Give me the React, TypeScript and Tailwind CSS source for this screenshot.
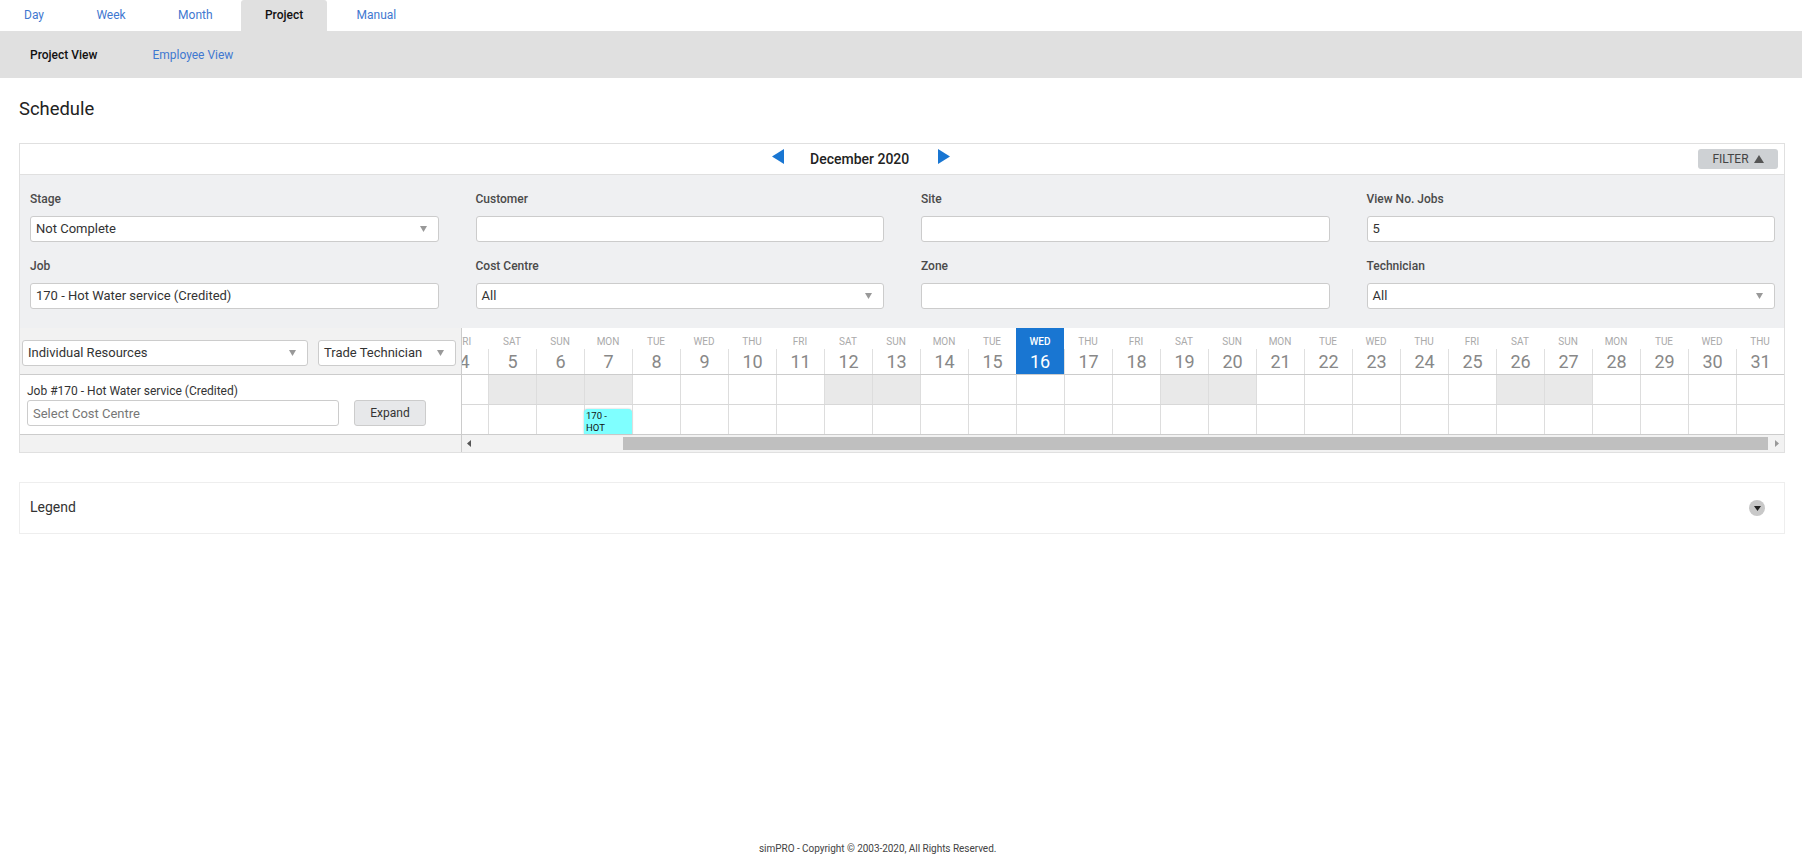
const days = [
  { n: 4, d: "FRI" }, { n: 5, d: "SAT" }, { n: 6, d: "SUN" }, { n: 7, d: "MON" }, { n: 8, d: "TUE" },
  { n: 9, d: "WED" }, { n: 10, d: "THU" }, { n: 11, d: "FRI" }, { n: 12, d: "SAT" }, { n: 13, d: "SUN" },
  { n: 14, d: "MON" }, { n: 15, d: "TUE" }, { n: 16, d: "WED" }, { n: 17, d: "THU" }, { n: 18, d: "FRI" },
  { n: 19, d: "SAT" }, { n: 20, d: "SUN" }, { n: 21, d: "MON" }, { n: 22, d: "TUE" }, { n: 23, d: "WED" },
  { n: 24, d: "THU" }, { n: 25, d: "FRI" }, { n: 26, d: "SAT" }, { n: 27, d: "SUN" }, { n: 28, d: "MON" },
  { n: 29, d: "TUE" }, { n: 30, d: "WED" }, { n: 31, d: "THU" },
];

// first row greys out weekends, plus the 7th
const greyDays = [5, 6, 7, 12, 13, 19, 20, 26, 27];

function Caret() {
  return (
    <svg width="7" height="6" viewBox="0 0 7 6" className="shrink-0">
      <path d="M0 0h7L3.5 6z" fill="#999" />
    </svg>
  );
}

function Select({ value, className = "" }: { value: string; className?: string }) {
  return (
    <div className={`h-[26px] flex items-center justify-between pl-[5px] pr-[11px] bg-white border border-[#ccc] rounded-[3px] text-[13px] text-[#333] ${className}`}>
      <span>{value}</span>
      <Caret />
    </div>
  );
}

function Input({ value }: { value?: string }) {
  return (
    <div className="h-[26px] flex items-center pl-[5px] bg-white border border-[#ccc] rounded-[3px] text-[13px] text-[#333]">
      {value}
    </div>
  );
}

function Field({ label, children }: { label: string; children: React.ReactNode }) {
  return (
    <div>
      <div className="h-4 mb-[9px] text-[12px] leading-4 font-medium text-[#4a4a4a]">{label}</div>
      {children}
    </div>
  );
}

export default function App() {
  return (
    <div className="h-[854px] overflow-hidden flex flex-col bg-white font-[Roboto,sans-serif]">
      {/* Tabs */}
      <div className="h-[31px] flex gap-[4.4px] text-[12px] text-[#3f78d0]">
        <a className="px-6 leading-[31px]">Day</a>
        <a className="px-6 leading-[31px]">Week</a>
        <a className="px-6 leading-[31px]">Month</a>
        <a className="px-6 leading-[31px] font-medium text-[#111] bg-[#e0e0e0] rounded-t-[3px]">Project</a>
        <a className="px-6 leading-[31px] ml-[1px]">Manual</a>
      </div>
      <div className="h-[47px] flex items-center gap-[55px] px-[30px] bg-[#e0e0e0] text-[12px]">
        <a className="font-medium text-[#111]">Project View</a>
        <a className="text-[#3f78d0]">Employee View</a>
      </div>

      <div className="ml-[19px] mr-[17px]">
        <h1 className="mt-[21px] mb-[24px] text-[18.4px] leading-5 font-normal text-[#222]">Schedule</h1>

        {/* Schedule card */}
        <div className="border border-[#e0e0e0]">
          <div className="h-[31px] flex items-center pl-[752px] pr-[6px] border-b border-[#e0e0e0]">
            <svg width="12" height="15" viewBox="0 0 12 15" className="-mt-[5px]">
              <path d="M12 0v15L0 7.5z" fill="#1976d2" />
            </svg>
            <span className="ml-[26px] mt-[1px] text-[14px] font-medium text-[#222]">December 2020</span>
            <svg width="12" height="15" viewBox="0 0 12 15" className="ml-[29px] -mt-[5px]">
              <path d="M0 0v15l12-7.5z" fill="#1976d2" />
            </svg>
            <button className="ml-auto w-20 h-5 flex items-center justify-center gap-[5px] bg-[#ced1d4] rounded-[3px] text-[12px] text-[#444]">
              FILTER
              <svg width="10" height="8" viewBox="0 0 10 8">
                <path d="M5 0l5 8H0z" fill="#555" />
              </svg>
            </button>
          </div>

          {/* Filters */}
          <div className="grid grid-cols-4 gap-x-[37px] gap-y-4 pt-4 pb-[19px] pl-[10px] pr-[9px] bg-[#eff0f2]">
            <Field label="Stage"><Select value="Not Complete" /></Field>
            <Field label="Customer"><Input /></Field>
            <Field label="Site"><Input /></Field>
            <Field label="View No. Jobs"><Input value="5" /></Field>
            <Field label="Job"><Input value="170 - Hot Water service (Credited)" /></Field>
            <Field label="Cost Centre"><Select value="All" /></Field>
            <Field label="Zone"><Input /></Field>
            <Field label="Technician"><Select value="All" /></Field>
          </div>

          {/* Timeline */}
          <div className="flex">
            <div className="w-[442px] shrink-0 border-r border-[#ccc] bg-[#f2f2f2]">
              <div className="h-[47px] flex gap-[10px] pt-3 pl-[2px] border-b border-[#ccc]">
                <Select value="Individual Resources" className="w-[286px]" />
                <Select value="Trade Technician" className="w-[138px]" />
              </div>
              <div className="h-[60px] px-[7px] pt-[9px] bg-white border-b border-[#ccc]">
                <div className="h-4 text-[12px] leading-[15px] text-[#333]">Job #170 - Hot Water service (Credited)</div>
                <div className="flex gap-[15px]">
                  <div className="w-[312px] h-[26px] flex items-center pl-[5px] pt-[1px] bg-white border border-[#ccc] rounded-[3px] text-[13px] text-[#777]">
                    Select Cost Centre
                  </div>
                  <button className="w-[72px] h-[26px] bg-[#e7e8ea] border border-[#ccc] rounded-[3px] text-[12px] text-[#333]">
                    Expand
                  </button>
                </div>
              </div>
              <div className="h-[17px]" />
            </div>

            <div className="flex-1 min-w-0 overflow-hidden">
              <div className="flex -ml-[22px] h-[47px] border-b border-[#ccc]">
                {days.map((day) => (
                  <div key={day.n} className={`w-12 shrink-0 text-center ${day.n === 16 ? "bg-[#1976d2] text-white" : ""}`}>
                    <div className={`h-[21px] pt-[8px] text-[10px] leading-[12px] ${day.n === 16 ? "font-medium" : "text-[#aaa]"}`}>{day.d}</div>
                    <div className={`h-[25px] text-[18px] leading-[25px] ${day.n === 16 ? "" : "border-l border-[#e0e0e0] text-[#888]"}`}>{day.n}</div>
                  </div>
                ))}
              </div>
              <div className="flex -ml-[22px] h-[30px] border-b border-[#d8d8d8]">
                {days.map((day) => (
                  <div key={day.n} className={`w-12 shrink-0 border-l border-[#ddd] ${greyDays.includes(day.n) ? "bg-[#e9e9e9]" : ""}`} />
                ))}
              </div>
              <div className="flex -ml-[22px] h-[30px] border-b border-[#ccc]">
                {days.map((day) => (
                  <div key={day.n} className="relative w-12 shrink-0 border-l border-[#ddd]">
                    {day.n === 7 && (
                      <div className="absolute bottom-0 -left-px w-12 h-[25px] pl-[2px] pt-[1px] bg-[#7fffff] rounded-t-[4px] shadow-[0_0_2px_#bbb] text-[9.5px] leading-[12px] text-[#111] overflow-hidden">
                        170 -<br />HOT
                      </div>
                    )}
                  </div>
                ))}
              </div>
              <div className="h-[17px] flex items-center pl-[5px] bg-[#f2f2f2]">
                <svg width="4" height="7" viewBox="0 0 4 7">
                  <path d="M4 0v7L0 3.5z" fill="#555" />
                </svg>
                <div className="ml-[152px] w-[1145px] h-[13px] bg-[#bfbfbf]" />
                <svg width="4" height="7" viewBox="0 0 4 7" className="ml-[7px]">
                  <path d="M0 0v7l4-3.5z" fill="#999" />
                </svg>
              </div>
            </div>
          </div>
        </div>

        {/* Legend */}
        <div className="mt-[29px] h-[52px] flex items-center justify-between pl-[10px] pr-[19px] border border-[#eee]">
          <span className="-mt-[2px] text-[14px] text-[#333]">Legend</span>
          <div className="w-4 h-4 flex items-center justify-center rounded-full bg-[#c8c8c8]">
            <svg width="7" height="5" viewBox="0 0 7 5">
              <path d="M0 0h7L3.5 5z" fill="#222" />
            </svg>
          </div>
        </div>
      </div>

      <footer className="mt-auto pl-[759px] text-[10px] leading-[10px] tracking-[-0.04px] text-[#444]">
        simPRO - Copyright © 2003-2020, All Rights Reserved.
      </footer>
    </div>
  );
}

- _EXERCISE DIRECTIONS_
Begin at the top of the material above and output each line exactly, stopping after the line that holds "20, 26, 27];". Leave out pictures.

- _WRITTEN RESPONSE_
Give me the React, TypeScript and Tailwind CSS source for this screenshot.
const days = [
  { n: 4, d: "FRI" }, { n: 5, d: "SAT" }, { n: 6, d: "SUN" }, { n: 7, d: "MON" }, { n: 8, d: "TUE" },
  { n: 9, d: "WED" }, { n: 10, d: "THU" }, { n: 11, d: "FRI" }, { n: 12, d: "SAT" }, { n: 13, d: "SUN" },
  { n: 14, d: "MON" }, { n: 15, d: "TUE" }, { n: 16, d: "WED" }, { n: 17, d: "THU" }, { n: 18, d: "FRI" },
  { n: 19, d: "SAT" }, { n: 20, d: "SUN" }, { n: 21, d: "MON" }, { n: 22, d: "TUE" }, { n: 23, d: "WED" },
  { n: 24, d: "THU" }, { n: 25, d: "FRI" }, { n: 26, d: "SAT" }, { n: 27, d: "SUN" }, { n: 28, d: "MON" },
  { n: 29, d: "TUE" }, { n: 30, d: "WED" }, { n: 31, d: "THU" },
];

// first row greys out weekends, plus the 7th
const greyDays = [5, 6, 7, 12, 13, 19, 20, 26, 27];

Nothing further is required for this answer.